L’attacco alle Twin Towers non ha solo provocato morte e distruzione: ha inaugurato un’epoca in cui la paura è diventata leva politica ed economica, in grado di plasmare leggi e mercati. Le scorie ce le portiamo ancora dietro

New York, 10 settembre 2025 – Chiunque abbia vissuto l’11 settembre ricorda esattamente cosa stava facendo tra le 14.46 e le 15.03 ora italiana, quando dall’altra parte dell’Atlantico, alle 8.46 e alle 9.03 di New York, due aerei dirottati da Al Qaeda si schiantarono contro le Twin Towers. Per la prima volta l’America, la fortezza dell’Occidente, veniva colpita: in quell’ora drammatica morirono quasi 3.000 persone. Alcuni, pur di sfuggire alle fiamme, scelsero di lanciarsi nel vuoto: immagini che sono rimaste scolpite come simbolo di disperazione e di coraggio estremo. Una morte atroce, ma forse meno dolorosa. Ventiquattro anni dopo, metà delle vittime resta ancora senza nome. E come spesso accade nelle tragedie collettive, ci fu anche chi seppe trasformare la paura in business o questioni di potere.

L’emergenza permanente

Dopo il 2001 nacque un’enorme economia della paura. Vigilanza privata, assicurazioni, architetture blindate, consulenze anti-terrorismo: un settore miliardario che da allora non ha smesso di crescere. Le Torri caddero, ma sorsero aziende che costruirono interi imperi economici sulla gestione del rischio. Oggi quella stessa logica si è evoluta in cybersicurezza, intelligenza artificiale e sorveglianza biometrica: il mercato della paura ha cambiato pelle, ma non si è mai fermato.

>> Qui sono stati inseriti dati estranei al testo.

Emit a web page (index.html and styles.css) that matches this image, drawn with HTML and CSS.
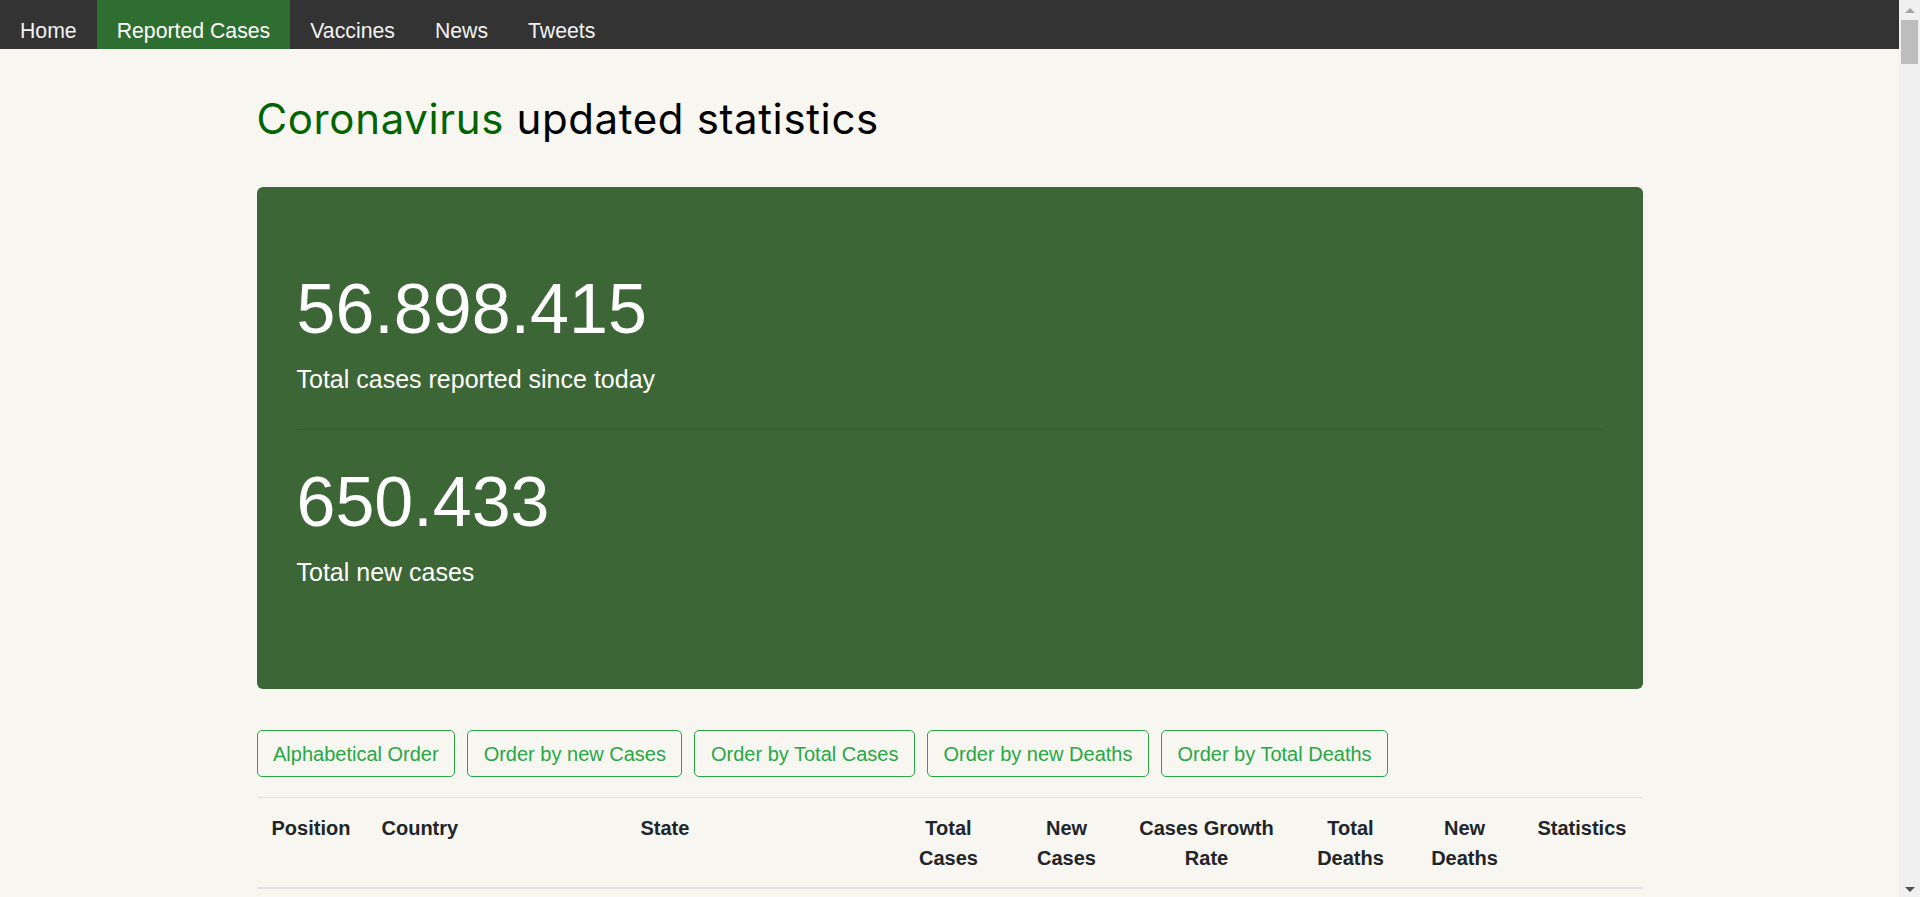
FILE: index.html
```html
<!DOCTYPE html>
<html lang="en">
<head>
<meta charset="utf-8">
<title>Coronavirus updated statistics</title>
<link rel="stylesheet" href="styles.css">
</head>
<body>
<div class="page">
  <div class="main">
    <nav class="topnav">
      <a href="#" class="nav-link">Home</a>
      <a href="#" class="nav-link active">Reported Cases</a>
      <a href="#" class="nav-link">Vaccines</a>
      <a href="#" class="nav-link">News</a>
      <a href="#" class="nav-link">Tweets</a>
    </nav>
    <div class="container">
      <h2 class="title"><span class="title-green">Coronavirus</span> updated statistics</h2>
      <section class="jumbo">
        <h1 class="stat-num">56.898.415</h1>
        <p class="stat-label">Total cases reported since today</p>
        <hr class="divider">
        <h1 class="stat-num">650.433</h1>
        <p class="stat-label">Total new cases</p>
      </section>
      <div class="btn-row">
        <button class="btn">Alphabetical Order</button>
        <button class="btn">Order by new Cases</button>
        <button class="btn">Order by Total Cases</button>
        <button class="btn">Order by new Deaths</button>
        <button class="btn">Order by Total Deaths</button>
      </div>
      <table class="stats-table">
        <colgroup>
          <col class="c-pos"><col class="c-country"><col class="c-state"><col class="c-tc"><col class="c-nc"><col class="c-cgr"><col class="c-td"><col class="c-nd"><col class="c-stat">
        </colgroup>
        <thead>
          <tr>
            <th>Position</th>
            <th>Country</th>
            <th>State</th>
            <th class="center">Total Cases</th>
            <th class="center">New Cases</th>
            <th class="center">Cases Growth Rate</th>
            <th class="center">Total Deaths</th>
            <th class="center">New Deaths</th>
            <th>Statistics</th>
          </tr>
        </thead>
      </table>
    </div>
  </div>
  <div class="scrollbar">
    <div class="sb-btn"><span class="arrow-up"></span></div>
    <div class="sb-thumb"></div>
    <div class="sb-track"></div>
    <div class="sb-btn sb-btn-bottom"><span class="arrow-down"></span></div>
  </div>
</div>
</body>
</html>
```

FILE: styles.css
```css
html, body {
  margin: 0;
  padding: 0;
  height: 100%;
  overflow: hidden;
}

body {
  background: #f7f6f0;
  font-family: "Liberation Sans", Arial, sans-serif;
  color: #212529;
}

.page {
  display: flex;
  height: 897px;
}

.main {
  flex: 1;
  min-width: 0;
  overflow: hidden;
}

/* Top navigation */
.topnav {
  display: flex;
  height: 49px;
  background: #333333;
  overflow: hidden;
}

.nav-link {
  display: block;
  padding: 17px 20px 0;
  font-size: 21.25px;
  line-height: 28px;
  color: #f2f2f2;
  text-decoration: none;
}

.nav-link.active {
  background: #2e6f31;
  color: #ffffff;
}

/* Content */
.container {
  width: 1386px;
  margin: 0 auto;
}

.title {
  font-family: Inter, "Noto Sans", sans-serif;
  font-weight: 400;
  font-size: 42px;
  line-height: 50px;
  letter-spacing: 0.63px;
  color: #000000;
  margin: 45px 0 43px;
}

.title-green {
  color: #006400;
}

.jumbo {
  background: #3c6635;
  border-radius: 6px;
  padding: 80px 40px 78px;
  margin-bottom: 41px;
  color: #ffffff;
}

.stat-num {
  font-size: 70px;
  font-weight: 400;
  line-height: 84px;
  margin: 0 0 10px;
}

.stat-label {
  font-size: 25px;
  line-height: 37.5px;
  margin: 0 0 20px;
}

.divider {
  border: 0;
  border-top: 1px solid rgba(0, 0, 0, 0.1);
  margin: 30px 0;
}

/* Buttons */
.btn-row {
  display: flex;
  gap: 12px;
  margin-bottom: 20px;
}

.btn {
  font-family: "Liberation Sans", Arial, sans-serif;
  font-size: 20px;
  line-height: 30px;
  padding: 7.5px 15.5px;
  border: 1px solid #28a745;
  border-radius: 5px;
  background: transparent;
  color: #28a745;
  cursor: pointer;
}

/* Table */
.stats-table {
  width: 1386px;
  border-collapse: collapse;
  table-layout: fixed;
}

.c-pos { width: 110px; }
.c-country { width: 259px; }
.c-state { width: 257px; }
.c-tc { width: 132px; }
.c-nc { width: 104px; }
.c-cgr { width: 176px; }
.c-td { width: 112px; }
.c-nd { width: 116px; }
.c-stat { width: 120px; }

.stats-table th {
  padding: 15px 15px 14px;
  font-size: 20px;
  line-height: 30px;
  font-weight: 700;
  text-align: left;
  vertical-align: top;
  border-top: 1px solid #dee2e6;
  border-bottom: 2px solid #dee2e6;
  color: #212529;
}

.stats-table th.center {
  text-align: center;
}

/* Scrollbar */
.scrollbar {
  width: 21px;
  flex: none;
  background: #f0f0f0;
  display: flex;
  flex-direction: column;
}

.sb-btn {
  height: 20px;
  display: flex;
  justify-content: center;
  align-items: center;
}

.sb-btn-bottom {
  padding-top: 4px;
  height: 16px;
}

.arrow-up {
  width: 0;
  height: 0;
  border-left: 5px solid transparent;
  border-right: 5px solid transparent;
  border-bottom: 5px solid #a3a3a3;
}

.arrow-down {
  width: 0;
  height: 0;
  border-left: 5px solid transparent;
  border-right: 5px solid transparent;
  border-top: 5px solid #505050;
}

.sb-thumb {
  height: 44px;
  margin: 0 2px;
  background: #bdbdbd;
}

.sb-track {
  flex: 1;
}
```
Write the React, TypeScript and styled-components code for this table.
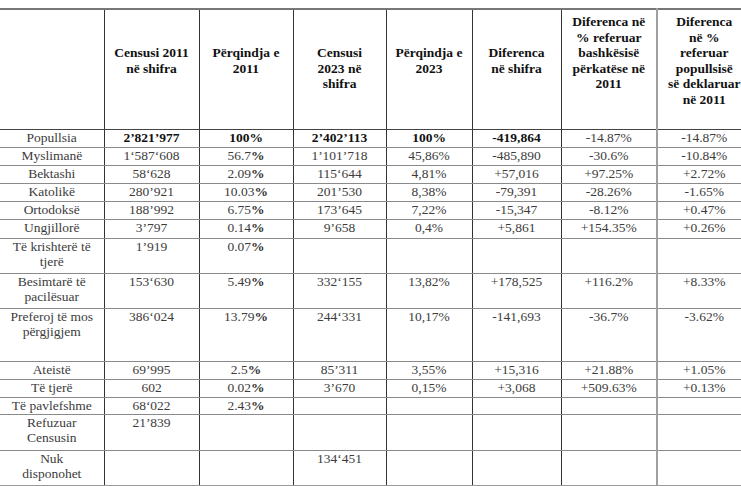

Sul piano politico, l’11 settembre inaugurò un’epoca nuova. George W. Bush parlò al mondo di “war on terror” e in poche settimane gli Stati Uniti approvarono il Patriot Act, la legge che ampliò in modo senza precedenti i poteri di sorveglianza dello Stato. In Europa, misure analoghe segnarono la vita quotidiana: controlli più stringenti negli aeroporti e nei trasporti, telecamere ovunque, banche dati condivise tra Stati. Quella promessa di sicurezza ebbe un costo altissimo: libertà civili ridotte, cittadini schedati, comunità musulmane stigmatizzate. Non si trattò solo di combattere il terrorismo, ma di ridisegnare i confini del rapporto tra Stato e cittadino.

Ventiquattro anni dopo, il segno lasciato da quell’11 settembre è ancora visibile soprattutto nel modo in cui governi e istituzioni hanno imparato a gestire le crisi. Dalla finanza alla pandemia, dal clima alla guerra in Ucraina, l’Occidente vive ormai in una condizione di emergenza permanente. Ogni shock diventa la giustificazione per nuove misure straordinarie che spesso finiscono per restare.  In nome della sicurezza, abbiamo accettato controlli sempre più invasivi e un’economia intera costruita sulla paura. La domanda, 24anni dopo, resta aperta: quanto abbiamo davvero guadagnato?